Once re-acquainted, the men start drinking and jokes ensue about walking on the scholars’ lawn, being chucked in the river and the uni’s status as a melting pot of race and culture. Though I wasn’t laughing, the audience seemed to be heartily (and knowingly?) enjoying this fictional trip down memory lane with Frayn’s band of one-percenters.

Director, Lisa Spirling, best showcased her chops in act two. The production’s momentum and pace picked up considerably with the expected barrage of farcical door-slamming and scantily-clad performers running about the stage. Otherwise, though, Spirling kept her specific take on Frayn’s world close to the vest.

Not the rollicking farce that is Noises Off, as played here the first act of Donkeys’ Years lacked the pace necessary to drive the comedy.

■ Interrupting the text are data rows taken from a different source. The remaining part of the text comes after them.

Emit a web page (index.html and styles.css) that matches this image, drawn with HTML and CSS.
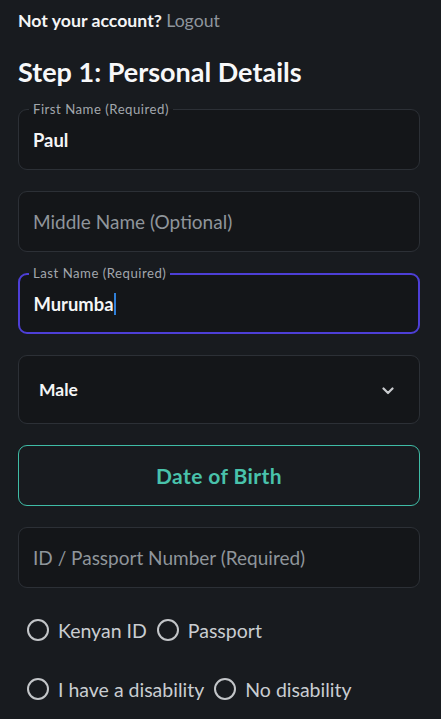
FILE: index.html
```html
<!DOCTYPE html>
<html>
<head>
<meta charset="utf-8">
<link rel="stylesheet" href="styles.css">
</head>
<body>
<div class="page">
  <p class="account">Not your account? <a class="logout">Logout</a></p>
  <h1 class="title">Step 1: Personal Details</h1>
  <form class="form">
    <div class="field">
      <span class="label">First Name (Required)</span>
      <span class="value">Paul</span>
    </div>
    <div class="field">
      <span class="placeholder">Middle Name (Optional)</span>
    </div>
    <div class="field focused">
      <span class="label">Last Name (Required)</span>
      <span class="value">Murumba<span class="caret"></span></span>
    </div>
    <div class="field select">
      <span class="value strong">Male</span>
      <svg class="chevron" width="12" height="8" viewBox="0 0 12 8"><path d="M1.5 1.5 L6 6 L10.5 1.5" fill="none" stroke="#c9cbce" stroke-width="2.2" stroke-linecap="round" stroke-linejoin="round"/></svg>
    </div>
    <div class="dob">Date of Birth</div>
    <div class="field">
      <span class="placeholder">ID / Passport Number (Required)</span>
    </div>
    <div class="radio-group">
      <div class="radios">
        <label class="radio"><span class="circle"></span>Kenyan ID</label>
        <label class="radio"><span class="circle"></span>Passport</label>
      </div>
      <div class="radios">
        <label class="radio"><span class="circle"></span>I have a disability</label>
        <label class="radio"><span class="circle"></span>No disability</label>
      </div>
    </div>
  </form>
</div>
</body>
</html>
```

FILE: styles.css
```css
html, body {
  margin: 0;
  padding: 0;
  background: #181b1f;
}
body {
  font-family: "Lato", "Noto Sans", sans-serif;
  color: #f2f3f4;
}
.page {
  padding: 10px 21px 0 18px;
}
.account {
  margin: 0;
  font-size: 17.7px;
  line-height: 22px;
  font-weight: 700;
  color: #f4f5f6;
}
.logout {
  color: #8e959c;
  font-weight: 400;
}
.title {
  margin: 24px 0 0;
  font-size: 27px;
  line-height: 32px;
  font-weight: 700;
  color: #f7f8f9;
}
.form {
  display: flex;
  flex-direction: column;
  gap: 21px;
  margin-top: 21px;
}
.field {
  position: relative;
  height: 61px;
  box-sizing: border-box;
  border: 1.5px solid #2c3036;
  border-radius: 9px;
  background: #141619;
  display: flex;
  align-items: center;
  padding: 0 14px;
}
.field.focused {
  border: 2px solid #4d3fd6;
  padding: 0 13.5px;
}
.label {
  position: absolute;
  top: -9px;
  left: 10px;
  padding: 0 4px;
  font-size: 13.2px;
  letter-spacing: 0.5px;
  line-height: 16px;
  color: #a2a7ad;
  background: linear-gradient(#181b1f 50%, #141619 50%);
}
.field.focused .label {
  left: 9px;
  top: -10px;
}
.value {
  font-size: 18.4px;
  font-weight: 700;
  color: #f4f5f6;
  display: flex;
  align-items: center;
}
.placeholder {
  font-size: 19px;
  color: #8f959b;
}
.caret {
  display: inline-block;
  width: 2px;
  height: 22px;
  background: #2f7fd8;
  margin-left: 1px;
}
.field.select {
  height: 69px;
  padding: 0 25px 0 20px;
  justify-content: space-between;
}
.field.select .value {
  font-size: 17.5px;
}
.chevron {
  margin-top: 3px;
}
.dob {
  height: 61px;
  box-sizing: border-box;
  border: 1.5px solid #3fbca6;
  border-radius: 9px;
  display: flex;
  align-items: center;
  justify-content: center;
  font-size: 21px;
  letter-spacing: 0.4px;
  font-weight: 700;
  color: #49c2ab;
}
.radio-group {
  display: flex;
  flex-direction: column;
  gap: 19px;
  margin-top: 1px;
}
.radios {
  display: flex;
  align-items: center;
  gap: 10px;
  padding-left: 9px;
  height: 40px;
}
.radio {
  display: flex;
  align-items: center;
  gap: 9px;
  font-size: 19.5px;
  color: #c9cdd1;
}
.circle {
  width: 22px;
  height: 22px;
  box-sizing: border-box;
  border: 2.5px solid #c3c6c9;
  border-radius: 50%;
}
```
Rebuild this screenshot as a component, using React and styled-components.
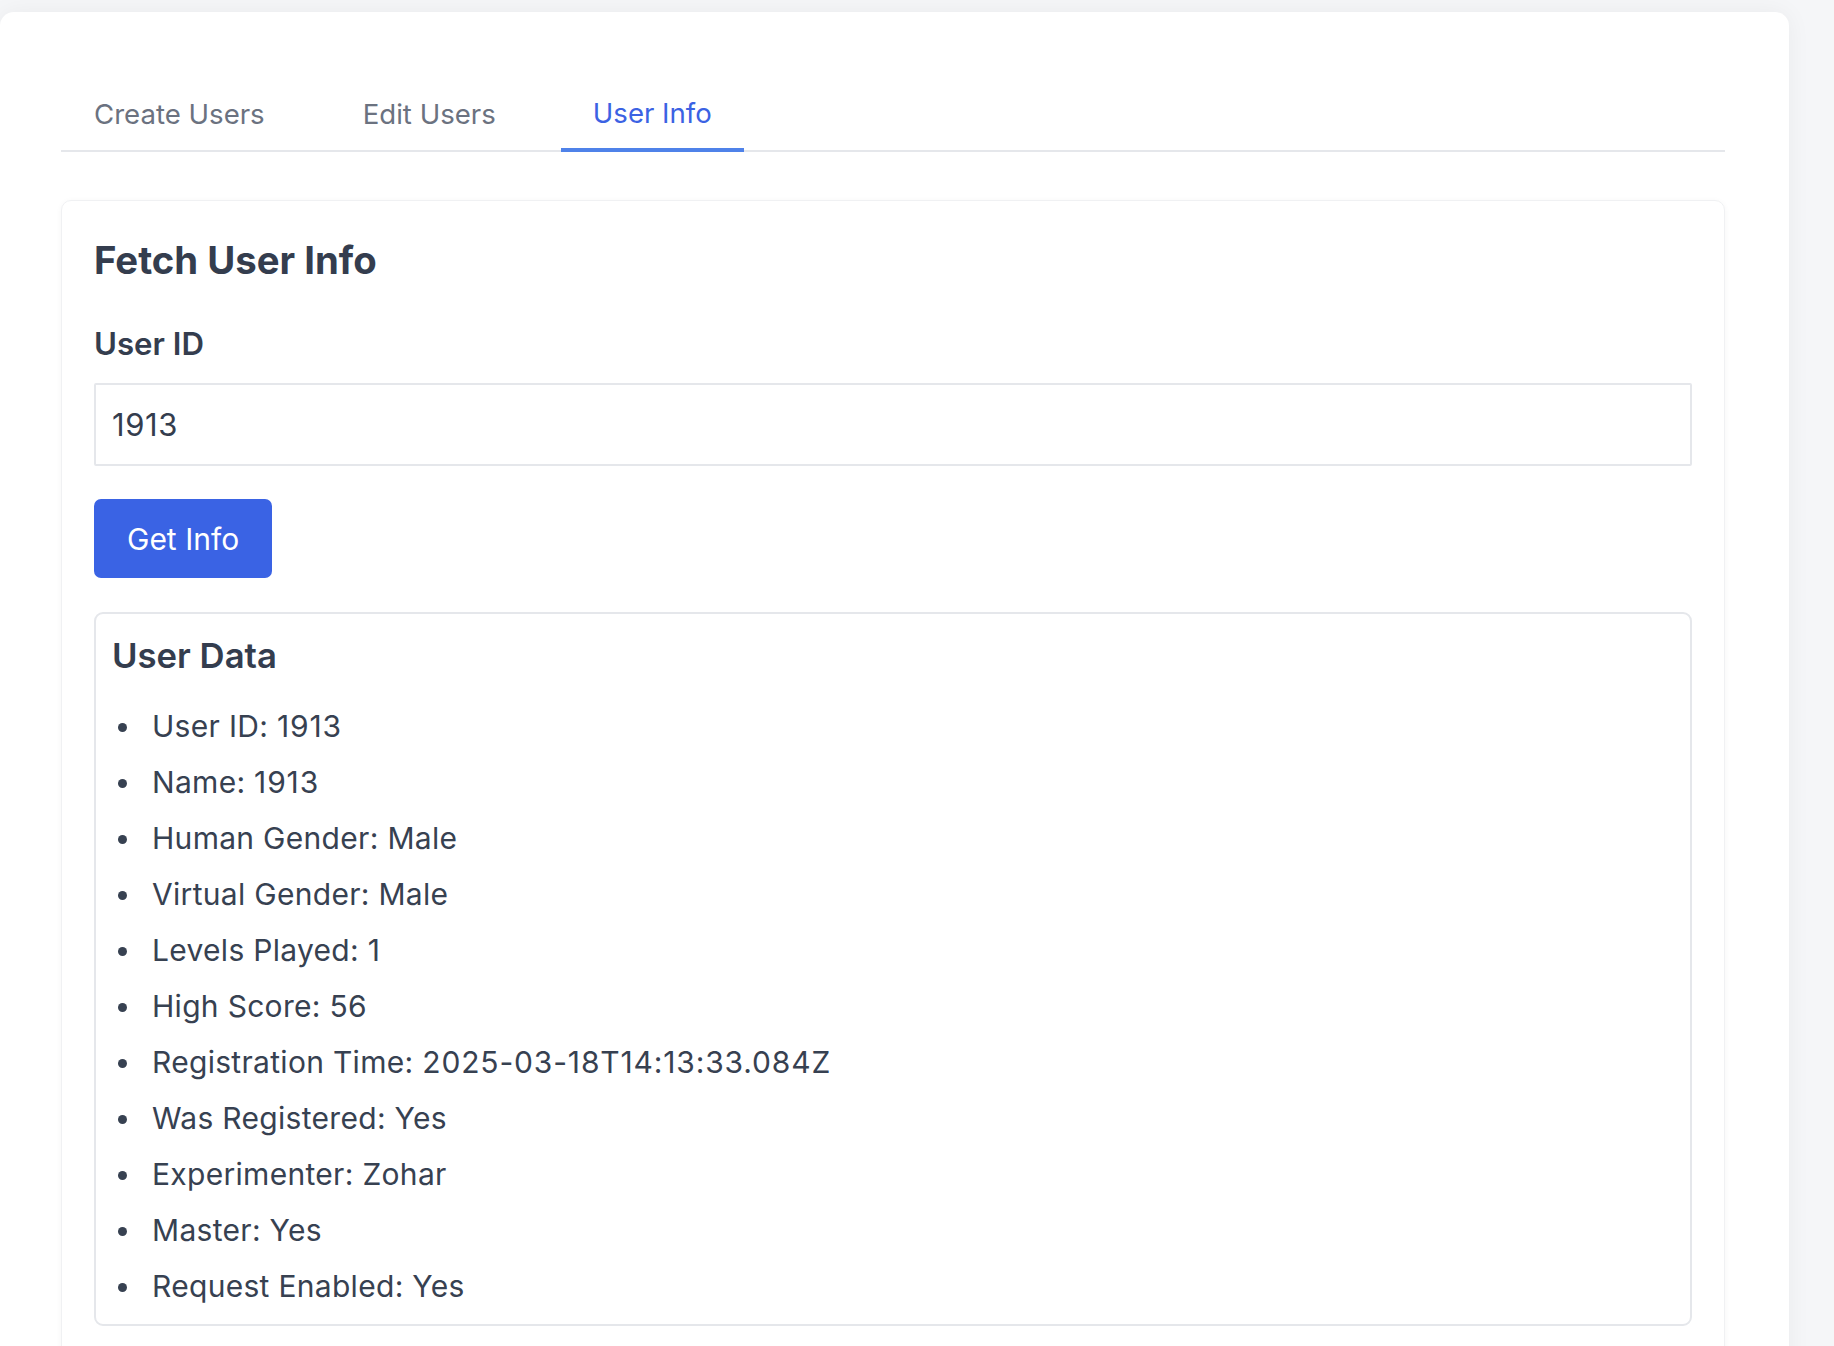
import React, { useState } from 'react';
import styled, { createGlobalStyle } from 'styled-components';

const GlobalStyle = createGlobalStyle`
  body {
    margin: 0;
    background: #f5f6f8;
    font-family: Inter, "Noto Sans", sans-serif;
    color: #374151;
  }
`;

const Page = styled.div`
  padding-top: 12px;
  min-height: 1334px;
`;

const Panel = styled.div`
  width: 1789px;
  box-sizing: border-box;
  background: #ffffff;
  border-radius: 14px;
  box-shadow: 0 0 24px rgba(15, 23, 42, 0.05);
  padding: 66px 64px 0 61px;
  min-height: 1400px;
`;

const TabList = styled.div`
  display: flex;
  gap: 32px;
  border-bottom: 2px solid #e5e7eb;
`;

const Tab = styled.button`
  background: none;
  border: none;
  border-bottom: 4px solid ${props => props.active ? "#4f82e9" : "transparent"};
  margin-bottom: -2px;
  padding: ${props => props.active ? "14px 32px 14px" : "15px 33px 13px"};
  font-family: Inter, "Noto Sans", sans-serif;
  font-size: 27.6px;
  line-height: 42px;
  color: ${props => props.active ? "#3b62e3" : "#6b7280"};
  cursor: pointer;
`;

const Card = styled.div`
  margin-top: 48px;
  border: 1px solid #f0f1f3;
  border-radius: 10px;
  box-shadow: 0 1px 6px rgba(15, 23, 42, 0.04);
  padding: 32px;
  min-height: 1200px;
`;

const Title = styled.h2`
  margin: 0;
  font-size: 38.3px;
  line-height: 54px;
  font-weight: 700;
  color: #343d4e;
`;

const Label = styled.label`
  display: block;
  margin-top: 35px;
  font-size: 31.2px;
  line-height: 45px;
  font-weight: 600;
  color: #343d4e;
`;

const Input = styled.input`
  display: block;
  margin-top: 16px;
  width: 100%;
  height: 83px;
  box-sizing: border-box;
  border: 2px solid #e5e7eb;
  border-radius: 2px;
  padding: 0 16px;
  font-family: Inter, "Noto Sans", sans-serif;
  font-size: 31px;
  letter-spacing: 0.6px;
  color: #343d4e;
  outline: none;
`;

const Button = styled.button`
  display: block;
  margin-top: 33px;
  height: 79px;
  padding: 0 33px;
  background: #3a63e4;
  border: none;
  border-radius: 7px;
  font-family: Inter, "Noto Sans", sans-serif;
  font-size: 30px;
  color: #ffffff;
  cursor: pointer;
`;

const DataBox = styled.div`
  margin-top: 34px;
  border: 2px solid #e5e7eb;
  border-radius: 9px;
  padding: 16px 16px 10px;
`;

const DataTitle = styled.h3`
  margin: 0;
  font-size: 34.7px;
  line-height: 51px;
  font-weight: 600;
  color: #343d4e;
`;

const List = styled.ul`
  margin: 17px 0 0;
  padding: 0;
  list-style: none;
`;

const Item = styled.li`
  display: flex;
  align-items: center;
  font-size: 30px;
  line-height: 56px;
  letter-spacing: 0.3px;
  color: #374151;
  white-space: pre;

  &::before {
    content: "";
    flex: none;
    width: 9px;
    height: 9px;
    border-radius: 50%;
    background: #374151;
    margin: 2px 25px 0 6px;
  }
`;

const Value = styled.span`
  letter-spacing: ${props => props.numeric ? "0.85px" : "0.3px"};
`;

const tabs = ["Create Users", "Edit Users", "User Info"];

const userData = [
  ["User ID", "1913"],
  ["Name", "1913"],
  ["Human Gender", "Male"],
  ["Virtual Gender", "Male"],
  ["Levels Played", "1"],
  ["High Score", "56"],
  ["Registration Time", "2025-03-18T14:13:33.084Z"],
  ["Was Registered", "Yes"],
  ["Experimenter", "Zohar"],
  ["Master", "Yes"],
  ["Request Enabled", "Yes"],
];

export default function App() {
  const [activeTab, setActiveTab] = useState("User Info");
  const [userId, setUserId] = useState("1913");

  return (
    <>
      <GlobalStyle />
      <Page>
        <Panel>
          <TabList>
            {tabs.map(t => (
              <Tab key={t} active={t === activeTab} onClick={() => setActiveTab(t)}>
                {t}
              </Tab>
            ))}
          </TabList>
          <Card>
            <Title>Fetch User Info</Title>
            <Label htmlFor="userId">User ID</Label>
            <Input id="userId" value={userId} onChange={e => setUserId(e.target.value)} />
            <Button>Get Info</Button>
            <DataBox>
              <DataTitle>User Data</DataTitle>
              <List>
                {userData.map(([k, v]) => (
                  <Item key={k}>
                    {k}: <Value numeric={v.length > 2 && /\d/.test(v)}>{v}</Value>
                  </Item>
                ))}
              </List>
            </DataBox>
          </Card>
        </Panel>
      </Page>
    </>
  );
}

What remains unclear is whether the the first act of Spirling's production means to send these men up or to get audience members on side.

Acting-wise, Donkeys’ Years was mostly on-point. The performers playing the assembled graduates fared well with Ian Hughes’s socially-deprived parasitologist, Snell, being a highlight. Strong performances included Jamie Glover as MP CDPB Headingley, Simon Coates playing a journalist with remarkably high alcohol tolerance, John Hodgkinson as the flamboyant Rev Sainsbury and Jason Durr’s seductive government secretary. As well, James Dutton embodies the sloppy side of after-hours academia as the young professor, Dr Bill Taylor.

Just shy of its fortieth birthday, Donkeys’ Years doesn’t, understandably, have a finger on the pulse of 2014. And, as produced here, it fails to showcase farce at the top of its game.

Nonetheless, if you’re after some careless escapism and speak Oxbridgese, check it out. If you’re a casuality of the current economy with little patience for toffs (maybe I can speak a bit of British), you may want to think twice about shelling out your limited bucks.